Partie de cash-cash pour le « Boléro » de Ravel
Partie de cash-cash pour le « Boléro » de Ravel
Par Renaud Machart
Un documentaire revient sur l’imbroglio lié à l’œuvre du compositeur, qui entre dans le domaine public le 1er mai (dimanche 1er mai, à 9 h 25, sur France 5).
Maurice Ravel, en 1928. | © 18ème District
Un documentaire revient sur l’imbroglio lié à l’œuvre du compositeur, qui entre dans le domaine public le 1er mai (dimanche 1er mai, à 9 h 25, sur France 5).
Le Boléro de Maurice Ravel (1875-1937), scie musicale au principe simple et à la réalisation géniale – un ostinato de percussion et de pizzicati de cordes soutenant une mélodie répétée au fil d’un gigantesque crescendo orchestral –, tombera dans le domaine public le 1er mai. C’est donc avec un parfait à-propos que, ce jour même, France 5 consacre un documentaire fouillé à ce qui est d’ordinaire considéré comme la pièce de musique savante la plus jouée dans le monde.
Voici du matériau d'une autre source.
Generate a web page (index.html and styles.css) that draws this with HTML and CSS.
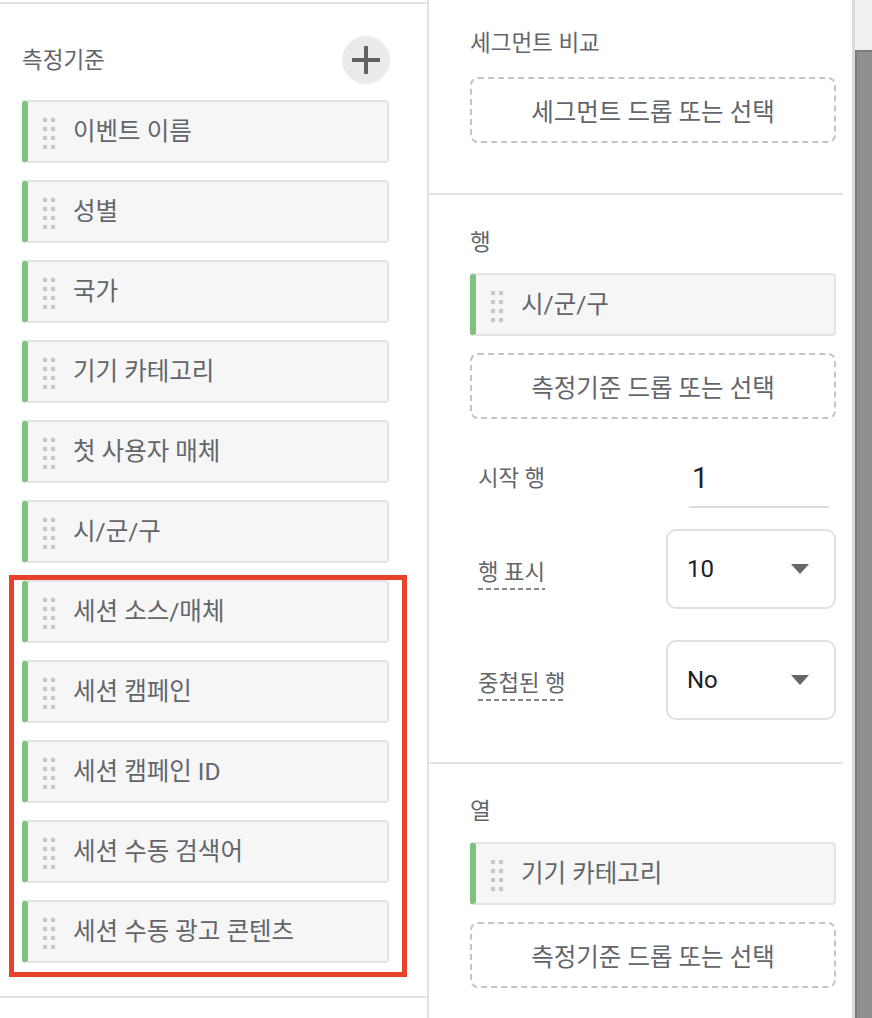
FILE: index.html
```html
<!DOCTYPE html>
<html lang="ko">
<head>
<meta charset="utf-8">
<title>측정기준</title>
<link rel="stylesheet" href="styles.css">
</head>
<body>
<div class="page">
  <aside class="left">
    <div class="left-inner">
      <div class="left-head">
        <span class="label">측정기준</span>
        <button class="add-btn" aria-label="추가">
          <svg width="30" height="30" viewBox="0 0 30 30"><path d="M15 1v28M1 15h28" stroke="#616161" stroke-width="4" fill="none"/></svg>
        </button>
      </div>
      <div class="chip-list">
        <div class="chip"><span class="handle"><i></i><i></i><i></i><i></i><i></i><i></i><i></i><i></i></span><span class="chip-text">이벤트 이름</span></div>
        <div class="chip"><span class="handle"><i></i><i></i><i></i><i></i><i></i><i></i><i></i><i></i></span><span class="chip-text">성별</span></div>
        <div class="chip"><span class="handle"><i></i><i></i><i></i><i></i><i></i><i></i><i></i><i></i></span><span class="chip-text">국가</span></div>
        <div class="chip"><span class="handle"><i></i><i></i><i></i><i></i><i></i><i></i><i></i><i></i></span><span class="chip-text">기기 카테고리</span></div>
        <div class="chip"><span class="handle"><i></i><i></i><i></i><i></i><i></i><i></i><i></i><i></i></span><span class="chip-text">첫 사용자 매체</span></div>
        <div class="chip"><span class="handle"><i></i><i></i><i></i><i></i><i></i><i></i><i></i><i></i></span><span class="chip-text">시/군/구</span></div>
        <div class="chip"><span class="handle"><i></i><i></i><i></i><i></i><i></i><i></i><i></i><i></i></span><span class="chip-text">세션 소스/매체</span></div>
        <div class="chip"><span class="handle"><i></i><i></i><i></i><i></i><i></i><i></i><i></i><i></i></span><span class="chip-text">세션 캠페인</span></div>
        <div class="chip"><span class="handle"><i></i><i></i><i></i><i></i><i></i><i></i><i></i><i></i></span><span class="chip-text">세션 캠페인 ID</span></div>
        <div class="chip"><span class="handle"><i></i><i></i><i></i><i></i><i></i><i></i><i></i><i></i></span><span class="chip-text">세션 수동 검색어</span></div>
        <div class="chip"><span class="handle"><i></i><i></i><i></i><i></i><i></i><i></i><i></i><i></i></span><span class="chip-text">세션 수동 광고 콘텐츠</span></div>
      </div>
    </div>
    <div class="highlight"></div>
  </aside>

  <main class="right">
    <section class="sec sec-first">
      <div class="label">세그먼트 비교</div>
      <div class="drop">세그먼트 드롭 또는 선택</div>
    </section>

    <section class="sec">
      <div class="label">행</div>
      <div class="chip chip-right"><span class="handle"><i></i><i></i><i></i><i></i><i></i><i></i><i></i><i></i></span><span class="chip-text">시/군/구</span></div>
      <div class="drop drop-after">측정기준 드롭 또는 선택</div>

      <div class="form-row row-start">
        <span class="form-label">시작 행</span>
        <div class="num-input">1</div>
      </div>
      <div class="form-row row-show">
        <span class="form-label dotted">행 표시</span>
        <div class="select"><span>10</span><span class="caret"></span></div>
      </div>
      <div class="form-row row-nested">
        <span class="form-label dotted">중첩된 행</span>
        <div class="select"><span>No</span><span class="caret"></span></div>
      </div>
    </section>

    <section class="sec sec-last">
      <div class="label">열</div>
      <div class="chip chip-right"><span class="handle"><i></i><i></i><i></i><i></i><i></i><i></i><i></i><i></i></span><span class="chip-text">기기 카테고리</span></div>
      <div class="drop drop-after">측정기준 드롭 또는 선택</div>
    </section>
  </main>

  <div class="scrollbar"><div class="thumb"></div></div>
</div>
</body>
</html>
```

FILE: styles.css
```css
* { box-sizing: border-box; }
html, body { margin: 0; padding: 0; }
body {
  width: 872px;
  height: 1018px;
  overflow: hidden;
  background: #fff;
  font-family: Roboto, "Noto Sans CJK KR", "Noto Sans", sans-serif;
  color: #62666b;
}
.page {
  display: flex;
  height: 1018px;
  position: relative;
}

/* left panel */
.left {
  width: 429px;
  flex: none;
  border-right: 2px solid #e0e0e0;
  position: relative;
}
.left-inner {
  margin-top: 2px;
  border-top: 2px solid #e2e2e2;
  border-bottom: 2px solid #e2e2e2;
  padding: 32px 38px 33px 22px;
}
.left-head {
  display: flex;
  align-items: center;
  justify-content: space-between;
  height: 48px;
}
.label {
  font-size: 22.5px;
  line-height: 30px;
  color: #62666b;
}
.add-btn {
  width: 48px;
  height: 48px;
  border-radius: 50%;
  border: none;
  background: #ebebeb;
  padding: 0;
  display: flex;
  align-items: center;
  justify-content: center;
  margin-right: -1px;
}
.chip-list {
  margin-top: 16px;
  display: flex;
  flex-direction: column;
  gap: 17px;
}
.chip {
  height: 63px;
  display: flex;
  align-items: center;
  background: #f6f6f6;
  border: 2px solid #e3e3e3;
  border-left: 6px solid #80c07c;
  border-radius: 4px;
  padding-left: 15px;
}
.handle {
  display: grid;
  grid-template-columns: 4px 4px;
  column-gap: 4px;
  row-gap: 5px;
  margin-top: 3px;
}
.handle i {
  display: block;
  width: 4px;
  height: 4px;
  background: #c8c8c8;
}
.chip-text {
  margin-left: 18px;
  font-size: 24.5px;
  line-height: 30px;
  color: #62666b;
  white-space: nowrap;
}
.highlight {
  position: absolute;
  left: 9px;
  top: 575px;
  width: 398px;
  height: 402px;
  border: 5px solid #e8412c;
  pointer-events: none;
}

/* right panel */
.right {
  width: 423px;
  flex: none;
  padding-right: 9px;
}
.sec {
  padding: 32px 7px 42px 41px;
  border-bottom: 2px solid #e2e2e2;
}
.sec-first {
  padding-top: 28px;
  padding-bottom: 50px;
}
.sec-last {
  border-bottom: none;
}
.sec .label + .drop { margin-top: 19px; }
.sec .label + .chip { margin-top: 16px; }
.drop {
  height: 66px;
  border: 2px dashed #c4c4c4;
  border-radius: 8px;
  display: flex;
  align-items: center;
  justify-content: center;
  font-size: 24.5px;
  color: #62666b;
  white-space: nowrap;
}
.drop-after { margin-top: 17px; }

.form-row {
  display: flex;
  align-items: center;
  justify-content: space-between;
  padding-left: 8px;
}
.row-start {
  margin-top: 31px;
  align-items: flex-start;
  padding-right: 7px;
}
.row-start .form-label { line-height: 56px; }
.row-show { margin-top: 21px; }
.row-nested { margin-top: 31px; }
.form-label {
  font-size: 22.3px;
  line-height: 30px;
  color: #62666b;
  white-space: nowrap;
}
.form-label.dotted {
  padding-bottom: 3px;
  background-image: repeating-linear-gradient(to right, #80868b 0 5px, transparent 5px 8px);
  background-size: 100% 2px;
  background-repeat: no-repeat;
  background-position: left bottom;
  margin-top: 8px;
}
.num-input {
  width: 140px;
  height: 58px;
  border-bottom: 2px solid #dcdcdc;
  padding-left: 3px;
  font-size: 29px;
  line-height: 56px;
  color: #202124;
}
.select {
  width: 170px;
  height: 80px;
  border: 2px solid #e0e0e0;
  border-radius: 10px;
  display: flex;
  align-items: center;
  justify-content: space-between;
  padding: 0 25px 0 19px;
  font-size: 24px;
  color: #202124;
}
.caret {
  width: 0;
  height: 0;
  border-left: 9px solid transparent;
  border-right: 9px solid transparent;
  border-top: 10px solid #666;
}

/* scrollbar */
.scrollbar {
  flex: 1;
  border-left: 3px solid #d9d9d9;
  background: #f1f1f1;
  padding-top: 50px;
}
.thumb {
  height: 100%;
  background: #8f8f8f;
  border-left: 2px solid #7b7b7b;
  border-top: 2px solid #7b7b7b;
}
```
Les droits générés par les palanquées d’enregistrements parus depuis celui qu’a dirigé Albert Wolff en 1930 – et non le compositeur lui-même, erreur que reproduit hélas Qui a volé le « Boléro » de Ravel ? de Fabien Caux-Lahalle – auront été une formidable machine à sous pour les héritiers et les éditeurs de Ravel. A quoi s’ajoutent les interprétations en concert, les arrangements de tout acabit et l’utilisation de l’œuvre au cinéma – comme par Claude Lelouch dans Les Uns et les Autres (1980).
Une longue dispute judiciaire
Plus que les effarants chiffres de royalties, c’est l’opaque imbroglio juridique associé au Boléro qui laisse pantois : célibataire sans enfants, Ravel laisse son héritage à son frère Edouard ; à la mort de ce dernier, une longue et rhizomatique dispute légale débute, faisant s’affronter ou s’allier un cousin tromboniste, une masseuse et son mari chauffeur de maître, un éditeur compromis pendant l’Occupation, un ancien directeur juridique de la Sacem, qui finit par mettre la main sur une grosse partie du magot et parvient à le dissimuler au fisc par des sociétés de complaisance offshore. Tout le monde voulait décidément toucher à ce grisbi-là.
Si Fabien Caux-Lahalle appuie son enquête sur de nombreux entretiens avec des spécialistes du droit d’auteur (avocats, représentants de la Sacem, personnalités politiques) ainsi que sur des documents légaux et des articles de presse, il s’est essentiellement fondé sur une longue enquête publiée en 2000 dans Le Point. Celle-ci, pour la première fois, tentait de décrypter cet écheveau qui demeure bien embrouillé.
Des archives audiovisuelles rares ou inédites apportent beaucoup à l’agrément du téléspectateur, notamment les arrangements – ou plutôt les dérangements – en reggae ou en folklore mexicain…
« Qui a volé le “Boléro” de Ravel ? », de Fabien Caux-Lahalle (Fr., 2016, 60 min). Dimanche 1er mai, à 9 h 25, sur France 5.